Some of the staunch Inhabitants of Charlestown have been lately sent to St Augustine, & others are to follow—The Enemy have hanged many People, who, from Fear, or, the Impracticability of removing, had received Protections, or given Paroles, &, from Attachment to, had afterwards taken part with, Us—They have burnt a great Number of Houses, & turned many Women, formerly of good Fortune, with their Children, (whom their Husbands or Parents, from an Unwillingness to join the Enemy,had left,) almost naked into the Wood—In short, they soon determined to break the Spirit of every Man, if they can, or to ruin him. Their Cruelties, & the distresses of the People, are, indeed, beyond Description. I entreat your Excellency, therefore, seriously to consider the unhappy State of South Carolina & Georgia, & I rely on your Humanity, & on your Knowledge of their Importance to the Union, for such speedy & effectual Support, as may compel the Enemy to evacuate every part of these Countries.

I have pressed the Governor, & Sevl Members of the Legislature, of No Carolina, to raise its Complement of Continental Troops, according to the last Requisition of Congress, & the present Arrangement of the Army, & I am certain, that Virginia & No Carolina might, with proper Exertions, soon bring five thousand such Troops into the Field; But, I fear, that No Carolina will presevere in her old Plan, of draughting Militia for that service, & am persuaded, that no other Recommendation or Influence, than yours, will prevail on Virginia, to relinquish the same System, & to raise a respectable Number of Troops for the War. I am with great Esteem & Regard Dr Sir yr most obedt Servt

J: Rutledge

DLC: Papers of George Washington.


c.28 December 1780

There is still in N. Carolina, a large Number of Cattle & Hogs—& a considerable Quantity of Corn & Rice—but, the latter is, at present, wholly in the Enemy’s power, &, it will be impracticable to lay up any great Magazines, of the other Articles, untill we possess more of the Country than we now do—Measures are, however, taking for procuring all the Corn & Hogs & Cattle on Pedee, & its Vicinity, (which will afford so much Supply)—& for salting the Meat—Transportation from Cheraw, by Water, to George-Town, is easy, unless prevented by the Enemy—I have written [   ] to the Governor of No. Carolina, to have a large Quantity of Meat salted in that state, which may be done, as there is a great deal of salt there, from whoever, indeed, we must be supplied with that Article.
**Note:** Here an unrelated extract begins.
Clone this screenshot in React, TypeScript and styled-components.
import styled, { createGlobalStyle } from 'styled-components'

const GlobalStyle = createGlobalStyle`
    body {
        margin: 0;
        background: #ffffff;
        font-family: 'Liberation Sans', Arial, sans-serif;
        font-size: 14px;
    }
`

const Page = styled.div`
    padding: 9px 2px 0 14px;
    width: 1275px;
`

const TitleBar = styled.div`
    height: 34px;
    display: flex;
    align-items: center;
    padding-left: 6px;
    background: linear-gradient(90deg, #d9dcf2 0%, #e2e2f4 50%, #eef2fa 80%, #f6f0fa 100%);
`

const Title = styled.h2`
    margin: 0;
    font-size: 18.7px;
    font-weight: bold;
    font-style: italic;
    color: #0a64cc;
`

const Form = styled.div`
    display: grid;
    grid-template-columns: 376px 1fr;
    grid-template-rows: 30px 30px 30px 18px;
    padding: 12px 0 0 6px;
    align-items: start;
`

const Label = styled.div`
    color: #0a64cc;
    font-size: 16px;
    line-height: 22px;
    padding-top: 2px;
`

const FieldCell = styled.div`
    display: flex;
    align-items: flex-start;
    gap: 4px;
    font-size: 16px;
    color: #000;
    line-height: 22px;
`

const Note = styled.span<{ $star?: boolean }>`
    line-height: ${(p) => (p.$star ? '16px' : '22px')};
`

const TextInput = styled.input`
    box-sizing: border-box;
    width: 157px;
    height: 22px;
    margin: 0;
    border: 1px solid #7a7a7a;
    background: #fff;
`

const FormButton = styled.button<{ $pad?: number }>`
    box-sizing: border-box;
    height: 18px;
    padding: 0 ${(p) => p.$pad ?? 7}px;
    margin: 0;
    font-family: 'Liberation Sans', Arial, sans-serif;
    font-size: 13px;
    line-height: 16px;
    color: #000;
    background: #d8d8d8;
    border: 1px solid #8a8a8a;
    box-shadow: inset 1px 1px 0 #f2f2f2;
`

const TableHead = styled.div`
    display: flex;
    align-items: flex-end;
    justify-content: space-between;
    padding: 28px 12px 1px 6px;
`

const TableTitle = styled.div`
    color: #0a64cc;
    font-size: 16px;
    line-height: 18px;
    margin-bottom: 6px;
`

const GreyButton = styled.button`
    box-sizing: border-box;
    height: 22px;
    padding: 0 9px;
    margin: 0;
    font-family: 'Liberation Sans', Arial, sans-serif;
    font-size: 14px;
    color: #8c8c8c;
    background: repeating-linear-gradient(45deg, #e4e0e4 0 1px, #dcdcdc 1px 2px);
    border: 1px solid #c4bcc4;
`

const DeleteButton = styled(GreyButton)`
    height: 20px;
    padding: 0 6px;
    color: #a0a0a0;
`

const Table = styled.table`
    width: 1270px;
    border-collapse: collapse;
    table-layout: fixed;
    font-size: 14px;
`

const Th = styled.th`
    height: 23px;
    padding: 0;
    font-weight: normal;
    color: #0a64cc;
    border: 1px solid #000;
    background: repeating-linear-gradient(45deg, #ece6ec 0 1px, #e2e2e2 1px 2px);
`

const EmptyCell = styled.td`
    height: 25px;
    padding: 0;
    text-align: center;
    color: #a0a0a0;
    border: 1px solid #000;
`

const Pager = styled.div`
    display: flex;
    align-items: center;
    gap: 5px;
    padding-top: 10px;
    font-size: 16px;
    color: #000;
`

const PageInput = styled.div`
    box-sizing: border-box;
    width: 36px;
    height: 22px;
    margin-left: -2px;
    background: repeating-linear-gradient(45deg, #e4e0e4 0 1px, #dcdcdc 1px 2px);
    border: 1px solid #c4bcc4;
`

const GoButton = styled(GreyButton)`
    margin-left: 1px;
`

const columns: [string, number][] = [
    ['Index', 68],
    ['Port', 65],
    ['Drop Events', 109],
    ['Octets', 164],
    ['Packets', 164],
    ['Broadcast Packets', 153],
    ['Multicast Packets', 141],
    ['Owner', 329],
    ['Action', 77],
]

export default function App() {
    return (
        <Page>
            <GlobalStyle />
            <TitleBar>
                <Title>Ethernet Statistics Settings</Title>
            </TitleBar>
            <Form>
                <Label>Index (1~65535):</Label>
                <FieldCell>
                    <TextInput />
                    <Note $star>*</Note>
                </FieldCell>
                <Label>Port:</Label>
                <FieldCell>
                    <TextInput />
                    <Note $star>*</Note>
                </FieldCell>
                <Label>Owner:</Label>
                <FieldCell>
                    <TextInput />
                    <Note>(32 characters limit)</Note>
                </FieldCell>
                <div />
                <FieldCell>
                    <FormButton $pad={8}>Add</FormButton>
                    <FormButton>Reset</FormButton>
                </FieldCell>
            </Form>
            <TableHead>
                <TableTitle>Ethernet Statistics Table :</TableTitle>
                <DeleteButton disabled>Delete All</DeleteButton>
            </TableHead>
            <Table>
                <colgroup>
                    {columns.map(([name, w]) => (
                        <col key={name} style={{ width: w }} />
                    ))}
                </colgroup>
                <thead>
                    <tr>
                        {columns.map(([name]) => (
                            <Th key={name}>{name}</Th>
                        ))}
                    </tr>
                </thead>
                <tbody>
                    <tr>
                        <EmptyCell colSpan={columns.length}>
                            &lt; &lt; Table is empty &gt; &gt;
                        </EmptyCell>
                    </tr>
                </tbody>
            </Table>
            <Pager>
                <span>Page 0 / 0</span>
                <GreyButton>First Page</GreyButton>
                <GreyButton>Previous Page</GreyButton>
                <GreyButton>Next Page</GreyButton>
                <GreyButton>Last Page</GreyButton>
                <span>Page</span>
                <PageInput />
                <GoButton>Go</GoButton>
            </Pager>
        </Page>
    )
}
The Enemy’s Posts, & Strength, in Geo. & So Carolina, are At Augusta—in Georgia—on Savannah River 150 Miles from Savannah—150 Regrs under Col. Brown—& some Militia—2 Forts Ninety Six—50 Miles from Augusta—200 Regrs—Col. Cruger—some Militia—2 Forts & 2 redoubts Little River—15 Miles from Ninety Six—60 Regrs & 150 Militia—Cunningham Bozlers ferry on Brd River—45 Miles from Lil. River—500 Regrs—Tarlton & McArthur Winnisborough—22 Miles from B: ferry—8 or 900 Regrs—Cornwallis—& some Militia of [   ] Camden—40 Miles from Winisboro—500 Regrs—Ld Rawdon—5 redoubts—These Posts are all in the same Direction, extending from East to West, thro’ the Country—George-Town—80 Regrs 70 Militia—Redoubt Nielson’s Ferry, on Santee River—60 Miles fom C.Town—300 Regrs Majr McLaureth. of the Numbers in C: Town & Savannah we have no exact Accounts, but it is beleived, that they are very small—They keep about 60 Men at Fort Moultrie—They are repairing our old Lines, at the Back of the Town, &, it is said, intend to raise some Redoubts, in front of those Lines, & one near abt where the Bridge crossed the Canal.
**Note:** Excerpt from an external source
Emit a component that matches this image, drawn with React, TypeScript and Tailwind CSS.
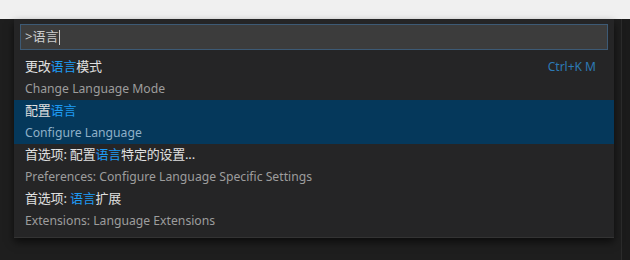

General Leslie arrived in C: Town, the 14 Instant, with the Troops which were in Virginia supposed about 2000—They were on the 24th Instant, at Monks Corner on their way to Nielsons-ferry, except about 500, who were said to be gone to George-Town—The Enemy have Posts of Militia, at the [Consaneds] , Landing ferry, the high Hills of Santee, & Several other Posts of the Country, but those are of little Consequence—I do not apprehend they could possibly bring into the Field more than 1000 or 1200 of the Country People, unless some unfavourable Turn in our Affairs, shd take place—[   ] Blow wd deprive [   ] even of these Troops may be debarked at Bulls, Stone, or Edistoe, Inlet— or Port Royal—the latter seems most eligible, as the Troops, in landing, wd probably receive the least [   ], from the Enemy—I cannot at present, give the Names of persons who might be depended on, for their Opinion, & Advice, Circumstances may have occasioned a Change in the Sentiments of several, whom I thought well affected, but, doubtless, if a French Fleet shd appear on our Coast, they will find many Friends, on any part of it—A Capt. [Janish], who commands the So Carolina, a Vessell of War in the Service of this State, is daily expected at Some Post to the Eastward, or Northward—He wd be of infinite service, in an Expedn to the Southward—being a staunch Friend—a Man of Influence—is well acquainted with Port Royal Bar—has lived many Years at Beaufort, & could pilot Vessells over that Bar, better than any Man I know—Commodore [Gillen], who is on Board of the So Carolina, wd also be of great service, in such an Expedition—I believe there are two or 3 Coasting Pilots, at Philada, whom I recommended that Congress shd retain, for this service—Mr Bee, one of our delegates or Mr Mathews, can inform your Excellency, if those Pilots are there—& when [Gillen] & [Janish] arrive,—They (Gillen & [Janish]) could advise the best plan for debarking Troops, & give any satsifaction which might be required on that Point.

If such an Expedition should be resolved on, it wd be well to apprize Me, of it, in Time, by a Courier over Land, that every necessary Preparation in our power, might be made, to co-operate in, or facilitate it.